I posted this on Fecalbook, in reply to a long string of liberal Democrats gushing about the joys of Universal Healthcare. I presume I will be flamed for the response below:
Universal Healthcare sure does have a nice ring to it, doesn’t it? Everybody gets care, we get to remove a greedy middleman, the insurance companies, and democratize the medical system. No sick person left behind, and all that. It’s hard to argue against it from any kind of moral standpoint, because of the simplicity of the concept. It’s very seductive that way.
Thomas Sowell explained the problem with it in a similarly simplistic way.
“It is amazing that people who think we cannot afford to pay for doctors, hospitals, and medication somehow think that we can afford to pay for doctors, hospitals, medication and a government bureaucracy to administer it.”
Some folks are old enough to remember when healthcare was much more reasonably priced, when most common injuries and illnesses were relatively inexpensive to treat. Oh sure, things like cancer were still very expensive to deal with, but if you broke a leg or got bronchitis, it was cheap enough that even the poor could generally find a way to pay for it, perhaps with some assistance from charities and pro bono work.
These days, even a broken leg will typically cost around $2,500 at a minimum. Much more, if you use the emergency room. Strange, that it costs so much, or that healthcare cost increases have outpaced inflation for as long as I’ve been alive.
You see this in another industry, these days. Post-secondary education. Yes. College tuition and fees have exploded in cost over the last few decades. In fact, it is one of the few industries where the cost increases have outpaced healthcare.

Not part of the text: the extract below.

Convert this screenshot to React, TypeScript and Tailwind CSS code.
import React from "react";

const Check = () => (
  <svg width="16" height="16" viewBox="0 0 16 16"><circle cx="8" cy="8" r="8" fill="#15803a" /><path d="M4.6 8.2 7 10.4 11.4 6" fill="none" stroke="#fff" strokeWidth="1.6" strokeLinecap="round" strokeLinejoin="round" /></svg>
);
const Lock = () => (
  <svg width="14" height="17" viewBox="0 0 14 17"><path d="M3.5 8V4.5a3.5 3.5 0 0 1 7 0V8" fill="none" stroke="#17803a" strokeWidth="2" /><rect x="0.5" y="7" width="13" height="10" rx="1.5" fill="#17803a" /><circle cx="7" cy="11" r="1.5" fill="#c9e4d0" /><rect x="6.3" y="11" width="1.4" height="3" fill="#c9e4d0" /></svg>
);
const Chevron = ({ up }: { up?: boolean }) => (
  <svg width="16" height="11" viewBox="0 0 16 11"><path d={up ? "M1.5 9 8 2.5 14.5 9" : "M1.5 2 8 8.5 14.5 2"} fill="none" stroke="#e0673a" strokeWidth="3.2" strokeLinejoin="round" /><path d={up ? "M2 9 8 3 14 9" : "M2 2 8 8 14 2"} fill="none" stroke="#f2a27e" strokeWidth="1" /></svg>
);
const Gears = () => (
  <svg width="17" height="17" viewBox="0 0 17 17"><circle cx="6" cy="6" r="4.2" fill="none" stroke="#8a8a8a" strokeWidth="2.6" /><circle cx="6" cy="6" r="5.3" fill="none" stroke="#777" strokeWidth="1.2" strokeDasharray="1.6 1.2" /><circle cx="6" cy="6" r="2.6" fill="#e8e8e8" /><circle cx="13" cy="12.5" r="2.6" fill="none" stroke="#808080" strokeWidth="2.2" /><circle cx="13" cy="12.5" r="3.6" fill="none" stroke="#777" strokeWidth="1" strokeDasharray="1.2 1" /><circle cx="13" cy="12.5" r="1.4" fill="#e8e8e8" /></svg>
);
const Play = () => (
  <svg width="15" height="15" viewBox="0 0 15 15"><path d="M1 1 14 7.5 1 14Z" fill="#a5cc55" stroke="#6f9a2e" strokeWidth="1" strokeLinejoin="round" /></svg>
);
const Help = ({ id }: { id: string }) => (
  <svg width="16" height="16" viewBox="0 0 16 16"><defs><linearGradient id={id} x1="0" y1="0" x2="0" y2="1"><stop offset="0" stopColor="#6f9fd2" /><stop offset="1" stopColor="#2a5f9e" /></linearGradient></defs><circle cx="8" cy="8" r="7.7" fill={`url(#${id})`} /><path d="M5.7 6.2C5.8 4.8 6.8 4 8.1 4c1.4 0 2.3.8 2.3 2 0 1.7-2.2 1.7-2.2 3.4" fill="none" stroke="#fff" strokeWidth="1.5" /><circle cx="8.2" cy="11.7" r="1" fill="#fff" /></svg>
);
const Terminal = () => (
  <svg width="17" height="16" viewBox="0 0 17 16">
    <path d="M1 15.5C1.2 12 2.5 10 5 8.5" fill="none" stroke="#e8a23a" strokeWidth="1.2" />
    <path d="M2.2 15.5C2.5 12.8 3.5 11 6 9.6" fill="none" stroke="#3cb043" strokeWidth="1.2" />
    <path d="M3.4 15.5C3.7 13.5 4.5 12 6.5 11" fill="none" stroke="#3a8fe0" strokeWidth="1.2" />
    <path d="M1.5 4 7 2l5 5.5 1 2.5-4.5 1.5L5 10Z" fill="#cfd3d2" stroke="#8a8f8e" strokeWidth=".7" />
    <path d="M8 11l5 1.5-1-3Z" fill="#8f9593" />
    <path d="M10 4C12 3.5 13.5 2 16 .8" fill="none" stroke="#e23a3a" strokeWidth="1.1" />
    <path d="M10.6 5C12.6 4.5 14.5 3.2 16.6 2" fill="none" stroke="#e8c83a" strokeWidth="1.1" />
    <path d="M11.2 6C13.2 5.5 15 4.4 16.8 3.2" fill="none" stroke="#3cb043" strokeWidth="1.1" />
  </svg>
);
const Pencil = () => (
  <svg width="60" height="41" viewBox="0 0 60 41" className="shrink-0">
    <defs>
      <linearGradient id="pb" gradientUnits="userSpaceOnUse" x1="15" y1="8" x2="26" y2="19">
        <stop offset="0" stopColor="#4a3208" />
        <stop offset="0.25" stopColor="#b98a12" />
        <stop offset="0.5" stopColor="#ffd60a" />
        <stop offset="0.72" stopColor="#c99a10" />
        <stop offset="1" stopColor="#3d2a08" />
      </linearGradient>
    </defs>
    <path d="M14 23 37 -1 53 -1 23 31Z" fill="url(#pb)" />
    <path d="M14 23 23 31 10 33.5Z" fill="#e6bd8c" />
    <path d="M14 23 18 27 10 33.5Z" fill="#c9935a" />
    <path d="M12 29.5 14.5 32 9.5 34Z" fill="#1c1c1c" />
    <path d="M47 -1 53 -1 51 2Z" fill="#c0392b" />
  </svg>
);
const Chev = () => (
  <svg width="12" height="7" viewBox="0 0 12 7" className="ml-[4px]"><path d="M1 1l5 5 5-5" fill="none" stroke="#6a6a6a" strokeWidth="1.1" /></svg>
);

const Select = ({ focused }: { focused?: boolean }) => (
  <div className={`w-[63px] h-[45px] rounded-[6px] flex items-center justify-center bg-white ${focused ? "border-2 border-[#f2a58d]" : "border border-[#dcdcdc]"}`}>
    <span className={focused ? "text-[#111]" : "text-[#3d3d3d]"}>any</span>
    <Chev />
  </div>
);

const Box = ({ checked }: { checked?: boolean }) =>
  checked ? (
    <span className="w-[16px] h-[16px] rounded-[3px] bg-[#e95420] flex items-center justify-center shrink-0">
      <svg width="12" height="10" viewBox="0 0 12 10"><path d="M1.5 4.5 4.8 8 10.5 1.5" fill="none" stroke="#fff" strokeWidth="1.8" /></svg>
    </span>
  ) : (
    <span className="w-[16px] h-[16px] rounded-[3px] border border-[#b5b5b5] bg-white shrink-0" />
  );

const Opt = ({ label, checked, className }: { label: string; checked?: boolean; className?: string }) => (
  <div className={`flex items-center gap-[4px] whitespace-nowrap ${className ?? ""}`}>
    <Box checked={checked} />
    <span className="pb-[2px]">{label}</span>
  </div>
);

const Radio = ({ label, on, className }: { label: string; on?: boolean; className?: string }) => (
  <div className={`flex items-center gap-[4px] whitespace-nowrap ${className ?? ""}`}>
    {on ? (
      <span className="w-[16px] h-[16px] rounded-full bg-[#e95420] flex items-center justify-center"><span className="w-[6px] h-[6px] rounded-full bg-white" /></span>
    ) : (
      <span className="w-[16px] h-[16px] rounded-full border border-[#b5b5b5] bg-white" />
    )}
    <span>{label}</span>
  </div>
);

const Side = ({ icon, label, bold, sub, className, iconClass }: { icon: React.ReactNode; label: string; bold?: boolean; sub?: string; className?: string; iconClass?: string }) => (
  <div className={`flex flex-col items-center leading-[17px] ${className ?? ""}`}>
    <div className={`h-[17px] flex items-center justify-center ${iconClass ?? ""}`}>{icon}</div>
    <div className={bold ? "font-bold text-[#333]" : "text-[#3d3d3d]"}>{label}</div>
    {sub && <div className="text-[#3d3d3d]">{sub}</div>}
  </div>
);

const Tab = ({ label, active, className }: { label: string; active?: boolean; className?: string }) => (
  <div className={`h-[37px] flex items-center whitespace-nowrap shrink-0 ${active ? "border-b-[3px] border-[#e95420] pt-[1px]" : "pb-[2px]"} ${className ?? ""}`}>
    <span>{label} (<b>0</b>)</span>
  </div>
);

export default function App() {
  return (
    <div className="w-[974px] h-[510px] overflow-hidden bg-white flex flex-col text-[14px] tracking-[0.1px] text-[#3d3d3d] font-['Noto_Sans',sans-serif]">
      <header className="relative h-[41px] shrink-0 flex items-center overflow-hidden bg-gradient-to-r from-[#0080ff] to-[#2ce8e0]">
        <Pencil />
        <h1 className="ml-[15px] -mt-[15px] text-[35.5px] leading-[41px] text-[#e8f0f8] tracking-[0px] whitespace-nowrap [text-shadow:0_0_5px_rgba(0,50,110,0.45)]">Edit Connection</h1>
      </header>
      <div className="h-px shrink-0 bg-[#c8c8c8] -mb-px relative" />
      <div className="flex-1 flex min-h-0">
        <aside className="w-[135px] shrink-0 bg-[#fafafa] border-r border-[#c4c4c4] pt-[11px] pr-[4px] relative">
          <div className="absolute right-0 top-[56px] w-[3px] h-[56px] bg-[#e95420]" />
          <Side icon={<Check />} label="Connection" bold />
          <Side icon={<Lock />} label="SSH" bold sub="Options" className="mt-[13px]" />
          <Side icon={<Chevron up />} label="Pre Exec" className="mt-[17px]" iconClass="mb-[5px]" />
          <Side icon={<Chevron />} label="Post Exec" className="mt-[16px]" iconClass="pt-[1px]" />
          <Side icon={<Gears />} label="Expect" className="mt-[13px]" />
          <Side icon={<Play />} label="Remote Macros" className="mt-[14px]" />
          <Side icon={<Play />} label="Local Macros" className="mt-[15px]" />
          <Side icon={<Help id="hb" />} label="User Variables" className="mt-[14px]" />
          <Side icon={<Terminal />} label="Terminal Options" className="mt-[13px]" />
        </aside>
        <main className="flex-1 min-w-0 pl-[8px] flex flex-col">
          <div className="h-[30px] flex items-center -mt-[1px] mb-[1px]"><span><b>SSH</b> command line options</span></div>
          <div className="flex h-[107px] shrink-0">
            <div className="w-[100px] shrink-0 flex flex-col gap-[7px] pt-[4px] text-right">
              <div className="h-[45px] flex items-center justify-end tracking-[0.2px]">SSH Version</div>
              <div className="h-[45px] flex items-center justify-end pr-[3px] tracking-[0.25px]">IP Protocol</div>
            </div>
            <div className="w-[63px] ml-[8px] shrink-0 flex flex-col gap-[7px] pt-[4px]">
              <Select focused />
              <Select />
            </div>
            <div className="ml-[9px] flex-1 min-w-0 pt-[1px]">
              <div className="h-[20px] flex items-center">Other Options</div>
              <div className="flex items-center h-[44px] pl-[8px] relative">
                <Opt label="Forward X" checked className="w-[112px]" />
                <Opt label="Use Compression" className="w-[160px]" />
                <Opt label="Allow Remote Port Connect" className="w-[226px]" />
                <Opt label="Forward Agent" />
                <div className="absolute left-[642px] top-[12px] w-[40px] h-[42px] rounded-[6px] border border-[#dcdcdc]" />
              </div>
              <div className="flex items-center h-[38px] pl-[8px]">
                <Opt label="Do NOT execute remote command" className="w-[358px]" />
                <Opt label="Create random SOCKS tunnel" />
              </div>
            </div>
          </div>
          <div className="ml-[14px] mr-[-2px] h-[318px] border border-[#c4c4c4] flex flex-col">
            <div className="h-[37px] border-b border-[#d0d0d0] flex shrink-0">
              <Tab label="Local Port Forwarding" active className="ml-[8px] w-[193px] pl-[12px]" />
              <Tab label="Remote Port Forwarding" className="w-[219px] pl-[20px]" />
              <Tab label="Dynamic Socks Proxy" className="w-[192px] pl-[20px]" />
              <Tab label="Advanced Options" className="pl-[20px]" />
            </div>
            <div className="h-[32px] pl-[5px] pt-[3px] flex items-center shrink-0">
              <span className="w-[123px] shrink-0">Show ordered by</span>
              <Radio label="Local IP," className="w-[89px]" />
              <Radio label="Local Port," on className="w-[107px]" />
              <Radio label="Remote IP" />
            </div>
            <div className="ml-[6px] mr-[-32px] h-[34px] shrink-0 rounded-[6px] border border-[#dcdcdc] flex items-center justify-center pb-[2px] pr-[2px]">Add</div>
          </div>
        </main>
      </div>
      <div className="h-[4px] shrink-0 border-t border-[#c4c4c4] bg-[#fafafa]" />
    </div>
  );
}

Note, too, the drive to make college free for everybody. Universal Education. Has a nice ring to it, doesn’t it?
The common element to both is government involvement. Administrative costs in healthcare have exploded. Sure, doctors get a great salary, but most of the cost increase has actually been due to administrative burden. They have exploded since the late 70s, constantly outpacing the increase in doctor salaries.
Similarly, government involvement in student loans and college subsidization has exploded. Demand has gone through the roof, driven partly by the elimination of metrics like IQ testing, and their substitution with college degree requirements, and partly by the availability of government funds.
Healthcare, of course, has seen increasing regulation, subsidies, Medicare/Medicaid spending, etc…
To put it simply, government has created the problem as it exists today. And now it proposes to solve it by granting itself complete authority over the industry. It proposes to do likewise with education. Eventually, I have no doubt we will see similar in other essential areas like housing and transportation. Housing will become too expensive for everyone (it already is in many metro areas), and government will need to run that too.
In the end, the moral argument is a way for the government to hide behind its real goal: power. Control.
Maybe it even delivers somewhat on its promises. Maybe a lot of folks will get the care they need. Or maybe it looks something like the Cuban healthcare system, where only the politically connected get what they need. Who knows?
But do you *really* trust them that much?